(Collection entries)

========================

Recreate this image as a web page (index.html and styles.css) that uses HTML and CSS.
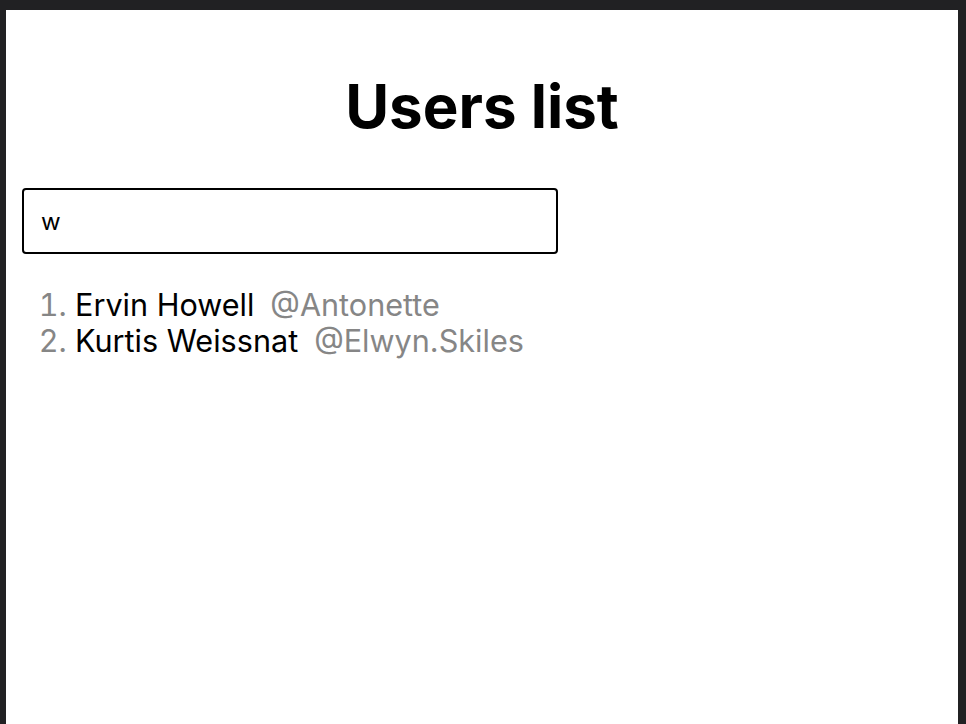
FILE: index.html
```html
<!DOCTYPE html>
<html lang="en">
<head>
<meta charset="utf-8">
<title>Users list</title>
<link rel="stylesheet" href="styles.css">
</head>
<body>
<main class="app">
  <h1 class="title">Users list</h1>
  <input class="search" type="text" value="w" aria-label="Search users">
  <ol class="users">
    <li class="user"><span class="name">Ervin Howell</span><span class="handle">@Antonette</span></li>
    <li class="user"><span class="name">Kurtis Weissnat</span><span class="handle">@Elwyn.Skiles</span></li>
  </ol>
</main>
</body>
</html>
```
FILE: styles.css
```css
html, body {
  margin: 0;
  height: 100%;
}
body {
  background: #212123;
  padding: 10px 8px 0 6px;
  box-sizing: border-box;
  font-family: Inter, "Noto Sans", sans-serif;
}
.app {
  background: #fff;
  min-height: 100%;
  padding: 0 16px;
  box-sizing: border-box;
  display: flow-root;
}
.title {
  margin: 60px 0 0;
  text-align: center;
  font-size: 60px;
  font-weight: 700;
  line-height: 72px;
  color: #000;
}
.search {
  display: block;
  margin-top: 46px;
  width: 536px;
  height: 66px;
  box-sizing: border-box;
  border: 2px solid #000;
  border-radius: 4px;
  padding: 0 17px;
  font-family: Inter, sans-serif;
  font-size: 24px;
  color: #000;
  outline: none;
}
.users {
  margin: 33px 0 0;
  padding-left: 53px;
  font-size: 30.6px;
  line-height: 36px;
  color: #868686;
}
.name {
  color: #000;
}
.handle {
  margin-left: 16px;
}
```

========================

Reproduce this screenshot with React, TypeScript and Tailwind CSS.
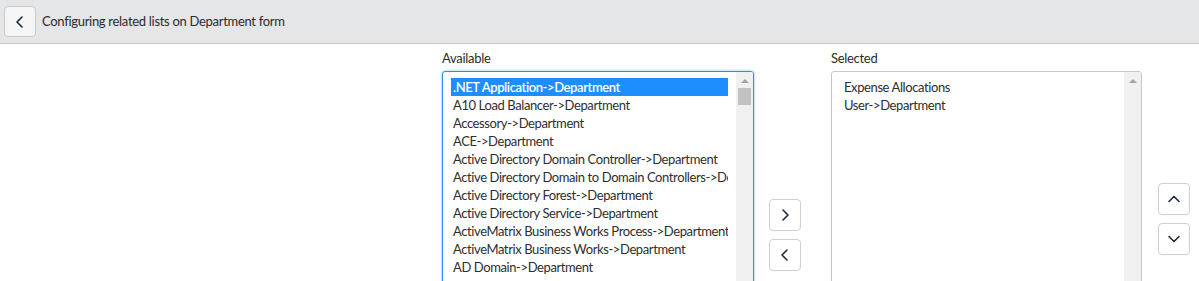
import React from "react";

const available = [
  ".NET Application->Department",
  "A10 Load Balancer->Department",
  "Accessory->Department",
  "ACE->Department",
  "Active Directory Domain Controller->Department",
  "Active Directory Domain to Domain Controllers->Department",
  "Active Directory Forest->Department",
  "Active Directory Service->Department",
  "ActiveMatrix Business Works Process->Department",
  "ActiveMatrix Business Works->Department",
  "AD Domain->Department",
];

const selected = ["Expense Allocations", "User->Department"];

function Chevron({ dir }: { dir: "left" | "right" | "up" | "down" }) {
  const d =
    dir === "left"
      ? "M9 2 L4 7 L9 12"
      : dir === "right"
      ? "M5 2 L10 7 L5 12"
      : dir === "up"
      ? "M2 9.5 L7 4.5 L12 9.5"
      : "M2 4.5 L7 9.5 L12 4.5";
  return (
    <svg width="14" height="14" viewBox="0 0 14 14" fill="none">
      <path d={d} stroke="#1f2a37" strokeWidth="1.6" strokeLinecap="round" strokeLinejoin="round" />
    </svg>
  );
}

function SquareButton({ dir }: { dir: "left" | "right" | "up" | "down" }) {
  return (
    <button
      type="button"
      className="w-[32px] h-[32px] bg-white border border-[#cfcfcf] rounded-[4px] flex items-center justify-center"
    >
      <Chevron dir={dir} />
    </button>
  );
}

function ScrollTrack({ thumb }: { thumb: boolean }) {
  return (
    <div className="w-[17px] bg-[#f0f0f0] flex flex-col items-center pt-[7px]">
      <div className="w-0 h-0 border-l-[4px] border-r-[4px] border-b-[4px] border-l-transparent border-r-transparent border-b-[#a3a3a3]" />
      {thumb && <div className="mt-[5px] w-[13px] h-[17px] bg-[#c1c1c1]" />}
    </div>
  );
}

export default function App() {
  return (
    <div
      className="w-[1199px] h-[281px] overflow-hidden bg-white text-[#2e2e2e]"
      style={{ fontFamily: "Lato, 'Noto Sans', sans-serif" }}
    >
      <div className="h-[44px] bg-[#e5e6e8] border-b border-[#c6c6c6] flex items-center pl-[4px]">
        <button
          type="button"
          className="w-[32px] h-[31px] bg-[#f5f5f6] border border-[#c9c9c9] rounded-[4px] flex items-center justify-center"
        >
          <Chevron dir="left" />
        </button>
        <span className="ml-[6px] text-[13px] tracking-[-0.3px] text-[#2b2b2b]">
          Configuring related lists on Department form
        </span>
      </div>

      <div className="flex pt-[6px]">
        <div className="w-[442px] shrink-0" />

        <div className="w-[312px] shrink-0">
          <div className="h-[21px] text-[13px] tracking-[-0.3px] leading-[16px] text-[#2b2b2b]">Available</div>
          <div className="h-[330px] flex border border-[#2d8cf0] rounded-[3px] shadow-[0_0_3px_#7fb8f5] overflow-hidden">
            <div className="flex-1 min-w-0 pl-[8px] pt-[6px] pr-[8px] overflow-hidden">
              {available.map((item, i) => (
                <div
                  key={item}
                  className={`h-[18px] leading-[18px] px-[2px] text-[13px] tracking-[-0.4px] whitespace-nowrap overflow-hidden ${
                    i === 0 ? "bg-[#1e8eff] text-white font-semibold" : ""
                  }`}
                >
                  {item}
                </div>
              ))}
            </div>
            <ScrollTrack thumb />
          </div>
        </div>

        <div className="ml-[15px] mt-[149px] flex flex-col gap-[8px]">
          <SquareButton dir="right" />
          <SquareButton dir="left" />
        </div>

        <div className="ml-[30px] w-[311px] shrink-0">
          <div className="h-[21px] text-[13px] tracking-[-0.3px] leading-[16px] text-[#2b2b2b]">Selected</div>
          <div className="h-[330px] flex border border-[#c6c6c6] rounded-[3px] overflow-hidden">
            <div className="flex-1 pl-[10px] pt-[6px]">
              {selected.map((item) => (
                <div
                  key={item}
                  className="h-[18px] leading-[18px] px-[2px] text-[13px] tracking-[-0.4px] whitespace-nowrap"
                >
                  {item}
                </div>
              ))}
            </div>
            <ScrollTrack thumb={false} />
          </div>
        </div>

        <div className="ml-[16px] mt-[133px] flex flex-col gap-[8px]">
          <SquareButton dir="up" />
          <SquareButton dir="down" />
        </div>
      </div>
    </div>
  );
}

========================

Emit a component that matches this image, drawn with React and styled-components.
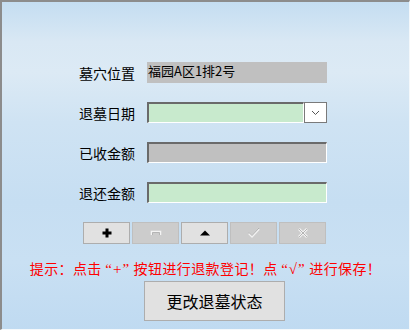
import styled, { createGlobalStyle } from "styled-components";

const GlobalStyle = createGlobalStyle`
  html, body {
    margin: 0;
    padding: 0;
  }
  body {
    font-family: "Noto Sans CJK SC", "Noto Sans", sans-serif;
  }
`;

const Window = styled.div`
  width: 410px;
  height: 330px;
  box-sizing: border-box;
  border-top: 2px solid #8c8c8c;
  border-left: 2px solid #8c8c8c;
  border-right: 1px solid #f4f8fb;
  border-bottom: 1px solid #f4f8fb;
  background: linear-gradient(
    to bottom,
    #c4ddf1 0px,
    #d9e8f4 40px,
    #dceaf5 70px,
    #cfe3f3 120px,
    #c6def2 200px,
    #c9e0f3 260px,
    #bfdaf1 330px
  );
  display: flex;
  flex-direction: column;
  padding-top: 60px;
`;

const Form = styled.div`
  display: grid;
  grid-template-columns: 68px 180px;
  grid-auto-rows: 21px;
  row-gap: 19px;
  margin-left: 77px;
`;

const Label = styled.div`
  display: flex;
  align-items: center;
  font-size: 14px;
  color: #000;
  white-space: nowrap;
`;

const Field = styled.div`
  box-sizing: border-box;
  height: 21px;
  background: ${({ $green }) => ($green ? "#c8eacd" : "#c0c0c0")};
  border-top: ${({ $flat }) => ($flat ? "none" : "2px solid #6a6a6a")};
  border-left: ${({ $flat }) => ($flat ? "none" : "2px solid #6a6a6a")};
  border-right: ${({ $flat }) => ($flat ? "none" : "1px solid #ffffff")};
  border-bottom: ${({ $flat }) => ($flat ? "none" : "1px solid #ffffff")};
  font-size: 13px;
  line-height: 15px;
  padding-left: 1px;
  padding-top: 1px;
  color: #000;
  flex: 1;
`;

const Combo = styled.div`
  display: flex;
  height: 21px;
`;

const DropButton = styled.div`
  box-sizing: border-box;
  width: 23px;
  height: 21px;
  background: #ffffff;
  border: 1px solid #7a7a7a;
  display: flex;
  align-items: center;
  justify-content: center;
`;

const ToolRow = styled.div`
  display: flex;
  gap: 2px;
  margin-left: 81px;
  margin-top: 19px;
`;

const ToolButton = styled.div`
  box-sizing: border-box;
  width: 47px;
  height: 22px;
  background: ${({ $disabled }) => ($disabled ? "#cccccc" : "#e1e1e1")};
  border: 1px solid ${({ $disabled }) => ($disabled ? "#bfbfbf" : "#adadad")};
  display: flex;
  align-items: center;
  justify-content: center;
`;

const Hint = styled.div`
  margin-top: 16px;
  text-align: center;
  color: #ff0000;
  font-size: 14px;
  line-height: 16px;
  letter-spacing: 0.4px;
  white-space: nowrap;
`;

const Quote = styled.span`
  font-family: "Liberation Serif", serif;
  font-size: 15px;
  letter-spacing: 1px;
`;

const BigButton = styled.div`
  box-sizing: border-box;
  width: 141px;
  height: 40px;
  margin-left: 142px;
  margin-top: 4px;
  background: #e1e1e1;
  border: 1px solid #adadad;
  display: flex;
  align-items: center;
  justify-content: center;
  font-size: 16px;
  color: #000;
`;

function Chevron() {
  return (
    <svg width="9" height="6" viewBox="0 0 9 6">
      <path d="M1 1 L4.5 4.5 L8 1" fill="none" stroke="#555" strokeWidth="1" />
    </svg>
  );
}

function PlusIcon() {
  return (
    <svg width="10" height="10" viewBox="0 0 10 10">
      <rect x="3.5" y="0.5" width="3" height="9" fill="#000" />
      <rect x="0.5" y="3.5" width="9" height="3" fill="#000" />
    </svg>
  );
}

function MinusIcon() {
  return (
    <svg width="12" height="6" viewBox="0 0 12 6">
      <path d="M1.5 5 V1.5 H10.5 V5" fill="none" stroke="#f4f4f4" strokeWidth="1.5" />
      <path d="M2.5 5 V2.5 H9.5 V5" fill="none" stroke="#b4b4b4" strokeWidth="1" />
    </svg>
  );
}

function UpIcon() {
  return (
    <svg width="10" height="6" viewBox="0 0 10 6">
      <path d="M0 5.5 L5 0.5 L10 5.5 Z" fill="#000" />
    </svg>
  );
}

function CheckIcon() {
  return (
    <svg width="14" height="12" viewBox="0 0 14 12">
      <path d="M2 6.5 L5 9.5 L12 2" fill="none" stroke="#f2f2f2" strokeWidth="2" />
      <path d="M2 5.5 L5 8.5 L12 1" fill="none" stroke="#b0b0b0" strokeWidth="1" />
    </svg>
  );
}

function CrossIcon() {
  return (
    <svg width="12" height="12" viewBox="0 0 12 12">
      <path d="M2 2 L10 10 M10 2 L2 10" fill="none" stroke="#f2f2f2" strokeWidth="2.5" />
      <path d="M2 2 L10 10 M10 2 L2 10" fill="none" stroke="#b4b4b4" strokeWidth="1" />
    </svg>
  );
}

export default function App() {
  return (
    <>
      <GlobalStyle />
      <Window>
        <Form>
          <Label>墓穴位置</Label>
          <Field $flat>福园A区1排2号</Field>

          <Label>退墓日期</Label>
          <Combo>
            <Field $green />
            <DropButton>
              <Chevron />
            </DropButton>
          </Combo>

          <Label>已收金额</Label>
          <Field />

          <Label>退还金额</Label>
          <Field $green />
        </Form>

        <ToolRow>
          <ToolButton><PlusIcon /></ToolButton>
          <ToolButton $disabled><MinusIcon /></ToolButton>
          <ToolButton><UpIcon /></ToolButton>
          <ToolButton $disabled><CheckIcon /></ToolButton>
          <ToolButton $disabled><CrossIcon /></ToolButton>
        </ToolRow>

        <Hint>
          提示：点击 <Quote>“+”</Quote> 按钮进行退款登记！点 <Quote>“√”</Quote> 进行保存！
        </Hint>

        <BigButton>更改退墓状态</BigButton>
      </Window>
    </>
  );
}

========================

Copy word for word only the lines above from the one with "Reproduce this screenshot" through the one with "import React from". Leave pictures out.

Reproduce this screenshot with React, TypeScript and Tailwind CSS.
import React from "react";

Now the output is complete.